Mainly I need to compare my today success with the success I had yesterday. 

Did I learn something from my trials?

Have I improved anything from what I achieved in the past?

Have I spent some time analyzing what made the success of one book then respect others?

Can I extract the formula and replicate it for the future?

I know it might be disheartening and frustrating sometimes to look at those who are more successful and then returning to your still acerbic results.

Nevertheless, if there's something to do is to be inspired by their development and get from them, the motivation to get things done.

One more time, there isn't any competition going on between authors. There isn't a single spot to be filled so if one of us can be successful, so can be other thousands.

As I said in the beginning, this is mostly a note to self, as it sometimes happens to feel discouraged, yet, nothing is lost, and I have everything to learn and, thus, achieve.

If you, too, are an author (or other creative figure struggling to get your art noticed), look back at the path you've walked so far.
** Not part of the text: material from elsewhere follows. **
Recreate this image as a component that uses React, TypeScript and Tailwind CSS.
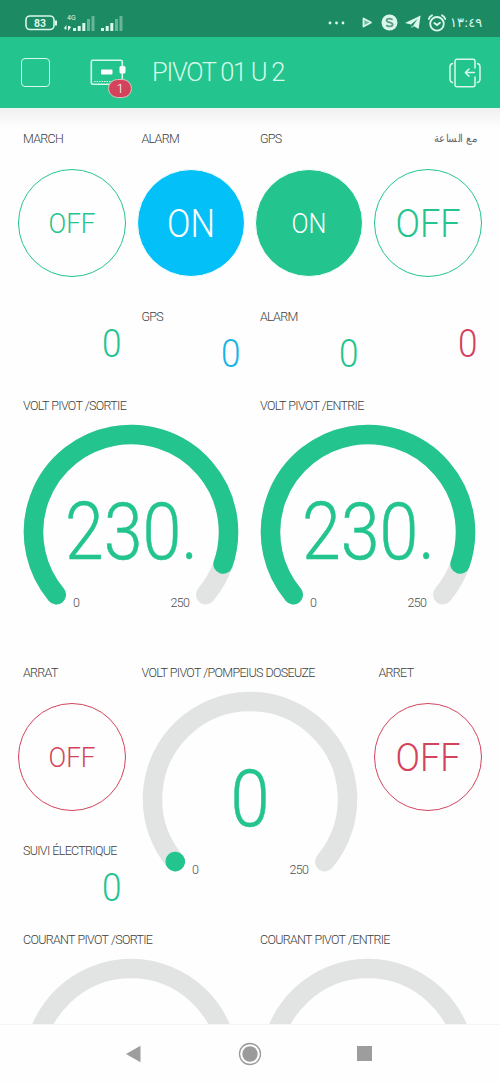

You might be surprised at how successful you've become from the day you started your journey.


Take care and compare only to yourself!

Sunday, September 6, 2020

Finding the time


 I have been spending the last two weeks trying desperately to find the time and to organize all my duties. Needless to say that I wasn't entirely successful as I wished to be.
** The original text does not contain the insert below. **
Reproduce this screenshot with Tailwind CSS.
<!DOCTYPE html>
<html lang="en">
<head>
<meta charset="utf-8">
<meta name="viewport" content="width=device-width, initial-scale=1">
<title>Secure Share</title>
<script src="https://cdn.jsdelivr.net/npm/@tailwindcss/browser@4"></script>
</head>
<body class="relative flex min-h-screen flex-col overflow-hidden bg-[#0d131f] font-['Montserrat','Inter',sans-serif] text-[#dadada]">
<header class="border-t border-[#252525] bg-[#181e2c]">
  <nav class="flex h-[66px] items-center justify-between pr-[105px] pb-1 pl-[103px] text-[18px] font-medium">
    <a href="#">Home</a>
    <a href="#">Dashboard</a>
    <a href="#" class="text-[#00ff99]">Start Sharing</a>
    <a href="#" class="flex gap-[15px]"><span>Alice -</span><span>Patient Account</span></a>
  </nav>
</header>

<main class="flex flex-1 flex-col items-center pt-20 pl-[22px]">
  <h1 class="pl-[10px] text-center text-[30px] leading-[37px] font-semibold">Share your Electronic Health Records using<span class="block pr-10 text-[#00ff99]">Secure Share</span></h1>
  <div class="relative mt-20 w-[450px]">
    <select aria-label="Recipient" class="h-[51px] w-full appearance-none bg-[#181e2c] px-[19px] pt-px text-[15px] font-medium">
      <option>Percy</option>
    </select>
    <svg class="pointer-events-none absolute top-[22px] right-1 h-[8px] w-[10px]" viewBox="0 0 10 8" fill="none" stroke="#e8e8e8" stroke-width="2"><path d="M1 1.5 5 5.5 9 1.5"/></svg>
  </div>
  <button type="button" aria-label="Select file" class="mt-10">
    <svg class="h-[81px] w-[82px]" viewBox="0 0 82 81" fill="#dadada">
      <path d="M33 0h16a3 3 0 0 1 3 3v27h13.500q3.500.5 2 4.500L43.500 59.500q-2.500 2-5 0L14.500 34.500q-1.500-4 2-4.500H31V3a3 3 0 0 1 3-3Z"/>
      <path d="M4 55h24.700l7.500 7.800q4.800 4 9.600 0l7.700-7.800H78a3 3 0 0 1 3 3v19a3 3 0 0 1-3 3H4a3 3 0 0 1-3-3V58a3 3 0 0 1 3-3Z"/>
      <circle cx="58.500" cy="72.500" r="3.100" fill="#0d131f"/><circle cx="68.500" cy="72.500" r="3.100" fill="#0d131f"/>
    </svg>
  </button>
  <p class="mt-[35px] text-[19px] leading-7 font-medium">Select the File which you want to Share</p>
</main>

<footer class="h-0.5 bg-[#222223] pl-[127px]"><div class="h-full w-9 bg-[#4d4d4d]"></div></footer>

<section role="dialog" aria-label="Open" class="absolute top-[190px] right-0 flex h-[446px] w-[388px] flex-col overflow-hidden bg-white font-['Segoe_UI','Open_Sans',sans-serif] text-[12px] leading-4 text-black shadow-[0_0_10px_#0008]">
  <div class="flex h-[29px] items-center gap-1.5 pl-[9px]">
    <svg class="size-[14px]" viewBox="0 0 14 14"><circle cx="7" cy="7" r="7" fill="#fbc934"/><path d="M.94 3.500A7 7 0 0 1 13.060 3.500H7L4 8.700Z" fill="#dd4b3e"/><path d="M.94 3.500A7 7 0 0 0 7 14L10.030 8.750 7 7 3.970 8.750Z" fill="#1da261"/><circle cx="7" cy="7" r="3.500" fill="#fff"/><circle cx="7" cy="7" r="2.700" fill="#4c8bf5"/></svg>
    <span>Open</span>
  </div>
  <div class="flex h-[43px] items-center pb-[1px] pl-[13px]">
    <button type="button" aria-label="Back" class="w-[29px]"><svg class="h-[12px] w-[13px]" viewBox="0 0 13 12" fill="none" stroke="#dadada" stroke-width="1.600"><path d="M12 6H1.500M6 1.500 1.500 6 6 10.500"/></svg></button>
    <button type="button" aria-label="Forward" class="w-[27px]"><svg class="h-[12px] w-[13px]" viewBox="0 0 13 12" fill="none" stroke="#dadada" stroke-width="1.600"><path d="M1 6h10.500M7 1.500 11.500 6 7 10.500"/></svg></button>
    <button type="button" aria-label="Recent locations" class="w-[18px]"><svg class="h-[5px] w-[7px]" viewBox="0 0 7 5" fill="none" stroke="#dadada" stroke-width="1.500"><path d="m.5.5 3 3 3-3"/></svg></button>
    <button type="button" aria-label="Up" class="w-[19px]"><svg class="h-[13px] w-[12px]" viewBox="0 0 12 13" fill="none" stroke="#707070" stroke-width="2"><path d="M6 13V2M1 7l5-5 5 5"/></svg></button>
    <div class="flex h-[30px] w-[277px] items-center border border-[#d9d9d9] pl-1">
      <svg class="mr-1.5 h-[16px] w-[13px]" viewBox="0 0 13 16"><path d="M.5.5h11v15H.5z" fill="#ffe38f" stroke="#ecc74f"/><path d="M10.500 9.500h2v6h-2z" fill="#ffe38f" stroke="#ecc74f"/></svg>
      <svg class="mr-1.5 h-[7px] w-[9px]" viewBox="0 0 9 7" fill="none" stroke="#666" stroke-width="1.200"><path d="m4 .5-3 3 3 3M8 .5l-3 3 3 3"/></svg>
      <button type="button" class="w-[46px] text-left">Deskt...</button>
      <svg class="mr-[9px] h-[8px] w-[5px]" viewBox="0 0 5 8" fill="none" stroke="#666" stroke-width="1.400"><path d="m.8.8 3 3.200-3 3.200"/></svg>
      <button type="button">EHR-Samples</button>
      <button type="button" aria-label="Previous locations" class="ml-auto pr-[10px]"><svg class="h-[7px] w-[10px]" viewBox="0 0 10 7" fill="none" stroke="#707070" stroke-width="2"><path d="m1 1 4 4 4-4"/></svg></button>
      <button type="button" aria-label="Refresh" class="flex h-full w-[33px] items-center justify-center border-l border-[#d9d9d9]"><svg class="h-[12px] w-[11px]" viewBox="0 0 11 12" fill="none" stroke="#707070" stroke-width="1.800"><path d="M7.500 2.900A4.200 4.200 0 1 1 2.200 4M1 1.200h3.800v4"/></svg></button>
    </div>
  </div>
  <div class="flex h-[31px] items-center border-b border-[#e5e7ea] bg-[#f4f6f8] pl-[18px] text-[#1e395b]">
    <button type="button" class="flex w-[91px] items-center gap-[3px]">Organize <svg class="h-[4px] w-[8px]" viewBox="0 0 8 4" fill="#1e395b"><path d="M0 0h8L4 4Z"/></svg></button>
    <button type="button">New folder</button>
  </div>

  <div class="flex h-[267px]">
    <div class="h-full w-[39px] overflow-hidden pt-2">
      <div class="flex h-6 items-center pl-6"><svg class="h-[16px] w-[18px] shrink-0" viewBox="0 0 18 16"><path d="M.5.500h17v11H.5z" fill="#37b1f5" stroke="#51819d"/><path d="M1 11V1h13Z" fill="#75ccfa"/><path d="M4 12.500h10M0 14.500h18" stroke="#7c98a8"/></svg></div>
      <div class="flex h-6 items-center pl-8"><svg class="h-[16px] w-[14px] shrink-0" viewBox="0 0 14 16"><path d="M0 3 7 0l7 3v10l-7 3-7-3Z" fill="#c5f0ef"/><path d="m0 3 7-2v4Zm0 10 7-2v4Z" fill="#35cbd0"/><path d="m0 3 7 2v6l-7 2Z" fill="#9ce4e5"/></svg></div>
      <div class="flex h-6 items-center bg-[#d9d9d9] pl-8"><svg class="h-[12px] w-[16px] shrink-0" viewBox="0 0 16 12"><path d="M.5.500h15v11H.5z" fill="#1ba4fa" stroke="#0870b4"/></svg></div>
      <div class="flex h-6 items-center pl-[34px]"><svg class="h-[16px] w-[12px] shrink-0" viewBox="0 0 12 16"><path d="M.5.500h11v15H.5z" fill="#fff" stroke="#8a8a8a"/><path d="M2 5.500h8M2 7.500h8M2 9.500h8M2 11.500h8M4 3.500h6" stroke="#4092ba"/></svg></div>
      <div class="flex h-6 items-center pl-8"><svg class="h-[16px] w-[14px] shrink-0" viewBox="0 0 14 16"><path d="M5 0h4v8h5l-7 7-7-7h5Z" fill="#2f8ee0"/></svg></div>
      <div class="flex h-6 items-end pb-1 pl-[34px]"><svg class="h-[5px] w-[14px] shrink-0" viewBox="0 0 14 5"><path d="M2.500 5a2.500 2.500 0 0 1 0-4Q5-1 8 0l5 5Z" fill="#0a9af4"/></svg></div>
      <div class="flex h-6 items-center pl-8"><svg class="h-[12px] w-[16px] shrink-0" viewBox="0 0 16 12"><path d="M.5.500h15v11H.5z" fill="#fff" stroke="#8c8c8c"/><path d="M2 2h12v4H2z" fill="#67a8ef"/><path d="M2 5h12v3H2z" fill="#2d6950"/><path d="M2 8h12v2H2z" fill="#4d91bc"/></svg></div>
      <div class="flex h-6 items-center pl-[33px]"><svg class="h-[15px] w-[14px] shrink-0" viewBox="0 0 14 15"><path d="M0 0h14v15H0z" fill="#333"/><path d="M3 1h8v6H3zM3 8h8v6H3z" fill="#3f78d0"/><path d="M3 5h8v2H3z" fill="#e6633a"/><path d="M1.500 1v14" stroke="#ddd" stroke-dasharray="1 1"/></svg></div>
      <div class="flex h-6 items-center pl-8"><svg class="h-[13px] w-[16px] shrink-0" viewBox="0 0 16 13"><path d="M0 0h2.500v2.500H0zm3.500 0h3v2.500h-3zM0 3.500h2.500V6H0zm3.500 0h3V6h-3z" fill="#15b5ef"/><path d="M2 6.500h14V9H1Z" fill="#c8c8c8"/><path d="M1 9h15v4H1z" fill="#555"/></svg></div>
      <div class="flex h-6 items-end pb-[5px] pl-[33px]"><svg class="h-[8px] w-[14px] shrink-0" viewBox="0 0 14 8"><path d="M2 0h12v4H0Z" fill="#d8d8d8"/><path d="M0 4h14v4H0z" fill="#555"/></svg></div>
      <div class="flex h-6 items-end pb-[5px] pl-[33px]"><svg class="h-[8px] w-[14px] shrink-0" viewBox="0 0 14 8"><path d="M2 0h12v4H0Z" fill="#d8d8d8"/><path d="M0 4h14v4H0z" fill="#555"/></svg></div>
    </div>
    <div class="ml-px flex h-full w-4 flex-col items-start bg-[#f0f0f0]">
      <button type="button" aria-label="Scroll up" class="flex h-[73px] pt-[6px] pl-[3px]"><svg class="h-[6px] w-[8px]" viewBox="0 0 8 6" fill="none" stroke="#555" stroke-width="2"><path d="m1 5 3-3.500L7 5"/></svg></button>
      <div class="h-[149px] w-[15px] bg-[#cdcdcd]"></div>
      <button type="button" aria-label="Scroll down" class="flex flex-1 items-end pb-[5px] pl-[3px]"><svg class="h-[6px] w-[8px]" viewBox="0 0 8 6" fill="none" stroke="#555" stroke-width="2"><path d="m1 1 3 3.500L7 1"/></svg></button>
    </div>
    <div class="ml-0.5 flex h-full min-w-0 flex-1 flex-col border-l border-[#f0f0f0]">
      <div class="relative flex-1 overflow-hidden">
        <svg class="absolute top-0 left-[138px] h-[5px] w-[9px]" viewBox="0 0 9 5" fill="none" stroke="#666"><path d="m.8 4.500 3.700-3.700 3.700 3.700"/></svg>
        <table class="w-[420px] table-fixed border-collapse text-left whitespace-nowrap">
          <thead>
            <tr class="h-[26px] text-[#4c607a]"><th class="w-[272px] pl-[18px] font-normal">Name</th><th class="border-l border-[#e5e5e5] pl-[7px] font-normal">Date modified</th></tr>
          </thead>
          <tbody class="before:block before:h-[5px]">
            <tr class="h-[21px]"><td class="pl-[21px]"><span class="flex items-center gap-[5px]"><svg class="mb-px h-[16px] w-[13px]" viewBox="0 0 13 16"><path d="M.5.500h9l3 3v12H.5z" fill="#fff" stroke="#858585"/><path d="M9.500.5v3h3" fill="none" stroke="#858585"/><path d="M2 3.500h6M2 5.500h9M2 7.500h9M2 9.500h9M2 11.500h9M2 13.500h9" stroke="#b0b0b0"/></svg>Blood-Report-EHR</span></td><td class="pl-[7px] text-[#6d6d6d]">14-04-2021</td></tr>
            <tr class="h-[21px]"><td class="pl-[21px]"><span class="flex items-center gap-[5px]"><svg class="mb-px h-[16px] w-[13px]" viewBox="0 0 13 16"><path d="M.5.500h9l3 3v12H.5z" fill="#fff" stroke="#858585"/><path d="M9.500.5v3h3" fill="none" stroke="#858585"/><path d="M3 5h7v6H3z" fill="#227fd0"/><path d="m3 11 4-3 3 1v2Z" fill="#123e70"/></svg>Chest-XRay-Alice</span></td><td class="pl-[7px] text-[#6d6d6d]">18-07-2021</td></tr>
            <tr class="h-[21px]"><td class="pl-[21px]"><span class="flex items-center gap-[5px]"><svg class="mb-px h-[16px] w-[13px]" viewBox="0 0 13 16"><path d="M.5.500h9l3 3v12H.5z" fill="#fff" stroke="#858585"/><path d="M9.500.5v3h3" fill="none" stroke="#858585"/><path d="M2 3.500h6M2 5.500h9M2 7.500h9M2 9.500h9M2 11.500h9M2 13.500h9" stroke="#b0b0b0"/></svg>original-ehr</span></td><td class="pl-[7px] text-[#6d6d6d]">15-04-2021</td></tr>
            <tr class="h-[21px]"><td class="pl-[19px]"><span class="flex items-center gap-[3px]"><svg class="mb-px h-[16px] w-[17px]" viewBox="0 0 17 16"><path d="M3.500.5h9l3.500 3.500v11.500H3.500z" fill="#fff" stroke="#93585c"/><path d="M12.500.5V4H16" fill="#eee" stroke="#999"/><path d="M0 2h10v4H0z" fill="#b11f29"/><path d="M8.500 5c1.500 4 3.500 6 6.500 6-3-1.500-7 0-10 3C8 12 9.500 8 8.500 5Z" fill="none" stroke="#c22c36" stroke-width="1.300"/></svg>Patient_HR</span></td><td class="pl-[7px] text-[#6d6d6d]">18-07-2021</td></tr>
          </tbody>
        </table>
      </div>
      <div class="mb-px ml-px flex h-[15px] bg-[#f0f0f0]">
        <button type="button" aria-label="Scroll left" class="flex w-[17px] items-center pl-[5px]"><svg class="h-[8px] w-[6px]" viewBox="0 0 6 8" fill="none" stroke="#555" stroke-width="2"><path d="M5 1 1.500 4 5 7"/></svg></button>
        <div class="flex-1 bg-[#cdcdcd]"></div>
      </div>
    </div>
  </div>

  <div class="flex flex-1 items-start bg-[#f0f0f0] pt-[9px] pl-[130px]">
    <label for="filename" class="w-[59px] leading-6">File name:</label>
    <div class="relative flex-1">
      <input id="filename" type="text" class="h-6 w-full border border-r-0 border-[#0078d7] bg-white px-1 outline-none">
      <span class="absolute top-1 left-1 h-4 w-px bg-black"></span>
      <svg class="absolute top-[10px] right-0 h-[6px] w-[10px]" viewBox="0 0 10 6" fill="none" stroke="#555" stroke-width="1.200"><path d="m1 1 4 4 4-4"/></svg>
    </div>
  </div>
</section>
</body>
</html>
The problems with my failed achievement are the increasing of the task I'm putting myself through and the time I can realistically dedicate to each of the duties. Many times, I am also possessed by the procrastination demon, or by the overthinking demon.

Those two can get me completely off track.
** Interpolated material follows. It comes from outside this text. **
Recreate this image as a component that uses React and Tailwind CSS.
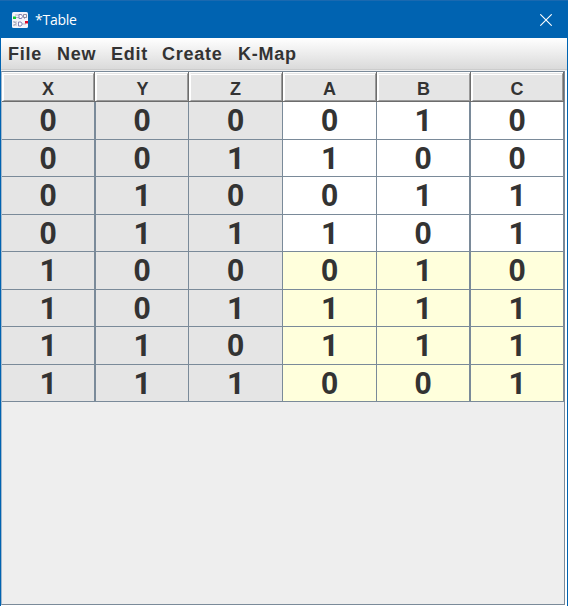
const COLUMNS = [
  { name: 'X', head: 'w-[93px]', nudge: 'mr-px', w: 'w-[94px]', edge: 'border-r-2' },
  { name: 'Y', head: 'w-[94px]', nudge: 'ml-px', w: 'w-[93px]', edge: 'border-r' },
  { name: 'Z', head: 'w-[94px]', nudge: 'mr-px', w: 'w-[94px]', edge: 'border-r' },
  { name: 'A', head: 'w-[94px]', nudge: 'mr-px', w: 'w-[94px]', edge: 'border-r' },
  { name: 'B', head: 'w-[94px]', nudge: 'mr-px', w: 'w-[94px]', edge: 'border-r-2' },
  { name: 'C', head: 'w-[93px]', nudge: 'mr-px', w: 'w-[93px]', edge: 'border-r' },
];

const ROWS = ['000010', '001100', '010011', '011101', '100010', '101111', '110111', '111001'];
const MENUS = [
  { label: 'File', w: 'w-[49px]' },
  { label: 'New', w: 'w-[54px]' },
  { label: 'Edit', w: 'w-[51px]' },
  { label: 'Create', w: 'w-[76px]' },
  { label: 'K-Map', w: 'w-[70px]' },
];

function AppIcon() {
  return (
    <svg width="16" height="16" viewBox="0 0 16 16" fill="none">
      <rect width="16" height="16" rx="1.5" fill="#f4f4fa" />
      <path d="M3 3h4M4 5.5h3M1 10h4M1 13h4M10 12h4M12.5 5v2" stroke="#b5b5c8" />
      <path d="M7 2.5h2.5q2 2 0 4H7zM6.5 10H9q2.5 2 0 4H6.5z" fill="#fff" stroke="#7774ad" strokeWidth=".9" />
      <path d="M11.5 2.5h3v3h-3zM2 9.5l2 2-2 2" stroke="#77778c" strokeWidth=".8" />
      <rect x="1" y="4.5" width="3" height="2.5" fill="#12cc31" />
      <rect x="13" y="9" width="3" height="2.5" fill="#e20d2c" />
    </svg>
  );
}

function HeaderCell({ column }) {
  return (
    <div className={`${column.head} h-[30px] shrink-0 border-r border-b border-[#6d6d6d] bg-white pt-px pl-px`}>
      <div className="flex h-full items-center justify-center border-t border-r border-b border-l border-t-[#e5e5e5] border-r-[#999] border-b-[#999] border-l-white bg-[#e5e5e5] pt-[3px] text-[18px] leading-none font-bold shadow-[inset_0_1px_0_#fff]">
        <span className={column.nudge}>{column.name}</span>
      </div>
    </div>
  );
}

export default function App() {
  return (
    <div className="flex h-[606px] w-[569px] flex-col overflow-hidden bg-white font-['Liberation_Sans',sans-serif] text-[#333]">
      <header className="flex h-[38px] w-[568px] shrink-0 items-center border-t border-[#1a69b0] bg-[#0063b1] pl-3 text-white">
        <AppIcon />
        <span className="ml-[7px] font-['Open_Sans',sans-serif] text-[14px] tracking-[-0.25px]">*Table</span>
        <svg className="mr-[16px] ml-auto" width="12" height="12" viewBox="0 0 12 12" stroke="white" strokeWidth="1.1">
          <path d="M.3.3l11.4 11.4M11.7.3L.3 11.7" />
        </svg>
      </header>
      <div className="flex min-h-0 w-[568px] flex-1 border-r border-l border-[#0063b1]">
        <main className="flex w-[566px] flex-col">
          <nav className="flex h-[31px] shrink-0 items-center bg-linear-to-b from-white to-[#dadada] pl-[7px] text-[18px] leading-none font-bold tracking-[0.75px]">
            {MENUS.map((menu) => <span key={menu.label} className={`${menu.w} shrink-0`}>{menu.label}</span>)}
          </nav>
          <div className="h-[2px] shrink-0 border-t border-[#ccc] bg-[#eee]" />
          <section className="mb-px h-[534px] w-[564px] border border-[#7a8a99] border-l-[#a3b8cc] bg-[#eee]">
            <div className="flex">
              {COLUMNS.map((column) => <HeaderCell key={column.name} column={column} />)}
            </div>
            {ROWS.map((row, r) => (
              <div key={row} className={`flex ${r % 2 ? 'h-[37px]' : 'h-[38px]'}`}>
                {[...row].map((value, c) => (
                  <div
                    key={c}
                    className={`${COLUMNS[c].w} ${COLUMNS[c].edge} flex shrink-0 items-center justify-center border-b border-[#7a8a99] text-[31px] leading-none font-bold ${value === '1' ? "pl-px font-['Roboto',sans-serif]" : ''} ${c < 3 ? 'bg-[#e5e5e5]' : r < 4 ? 'bg-white' : 'bg-[#ffffdc]'}`}
                  >
                    {value}
                  </div>
                ))}
              </div>
            ))}
          </section>
        </main>
      </div>
    </div>
  );
}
I'm not yet in the position to leave my day job to pursue my writing career full time. This means that for eight hours a day, I need to be focused on my working duty, forgetting plots, ads, ideas, social media, website management, courses, challenges, writing new books, and God-only-knows what else.

Of course, from the day, we need to take away not just the times when I am at work, but also the time for sleep, eat, take care of the house, and, well, why not? Also, having a full deserved rest enjoying the company of my family.

In a perfect world, I would return from home, sit at my desk, and write at least 1000 words on my new novel. This would be achieved dedicating to the activity one and a half hours.

The next would be creating another five to ten ads on amazon, adding one or two ads to each of my books. 

The following step would be to update my website and social media, answering questions, replying to posts, or ask questions about any kind of doubt I might have. 

This also should take a couple of hours. At this point, it would be the time for dinner, and my day could be considered over, dedicating the rest of the evening to family life.

So where's all my fuss?

Well, we don't live in a perfect world, do we?

As I come back home, I certainly sit down, and my best try is to create a list of things I need to do before dinner. From there, the thoughts in my mind become random. Meanwhile, I have a list of things to do; I recall that I need to update the blurb of my novels. Then I also need to find a better hook and glancing at the sales report, which generally gives me nothing but depression, I think about the best solution.

The result is that generally, I can write the 1000 words for my next novel, I can ask questions and hardly update any social media, and in the best cases, I can do one or two new ads.

Saturday and Sunday, there are so many of the chores I've set aside that I can hardly write my blog anymore. You might have noticed that I started to write every two weeks instead of my usual one-week blog.

It's not lacking ideas, and I'm not even sure whether it's a lack of time. The problem is that I'm dealing with a massive lack of discipline and organizational skills.

I have no idea where I'll be heading or if I ever will be able to find the right pace and organization to allow me to take care of everything. That is, at least, my goal.

I will go back, trying to find a way to efficiently organize the time and get out of this mental chaos.

Meantime I wish you all a great end of this week and a happy labor day if you're living in the US.